Compared to the average local, we visitors lived like royalty. We ate three (small) meals each day, though some of the ingredients remained unknown. I did knowingly eat whole dried fish, soup with chunks of dog meat, and I downed a few clams cooked in an open gasolene fire. The clam-eating process (they were considered appetizers) included a chaser-shot of straight vodka to avoid stomach problems. One of our group had eleven clams and eleven vodka shots. Thankfully, for his sake, we were eventually called to dinner.
Our hotel turned out to be comfortable but a bit mysterious. We noticed there was no floor number “4” displayed on the elevator button panel. Huh. That was weird.
Higher in the building was a bar that stayed open late. Very late. The young bucks, including Christopher, gathered there nightly to drink and play simple games. One of the nights, a group of them, primarily the fun-loving Aussies, took the stairs in search of the missing fourth floor. Turned out there was, indeed, a fourth floor, but it didn’t have any guest rooms. Instead, the halls were painted with grotesque anti-American images and slogans. And there was a LOT of surveillance equipment. Yep, our hosts were monitoring everything in the hotel.

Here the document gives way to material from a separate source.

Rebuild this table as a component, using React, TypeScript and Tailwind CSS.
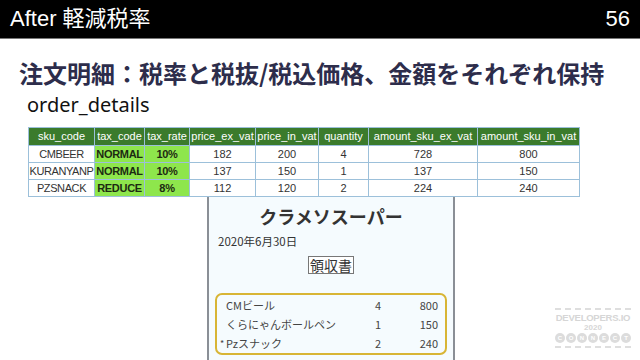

The next night, the Aussies went back to the fourth floor to do more snooping on the snoops. They got caught. They were put in a room, and our local tour guides were awakened and summoned to explain this serious breach of security. Things got louder and more tense. To their credit, the otherwise-loyal North Korean guides convinced the captors to drop the matter with just a warning. The Aussies returned to their rooms to change their underwear
The tension level with our guides had increased, but fortunately we were set to depart North Korea. We experienced another Koryo Airlines flight, with mystery meat, back to Beijing. After clearing customs, we spotted a Kentucky Fried Chicken shop inside the airport. We had been underfed in the DPRK, and our bring-along snacks had run out. Though we were not KFC fans, Chris, myself, and one of the Australians wolfed down enough chicken nuggets to fill a Range Rover. Being back in a civilized country, albeit polluted China, was a pleasure.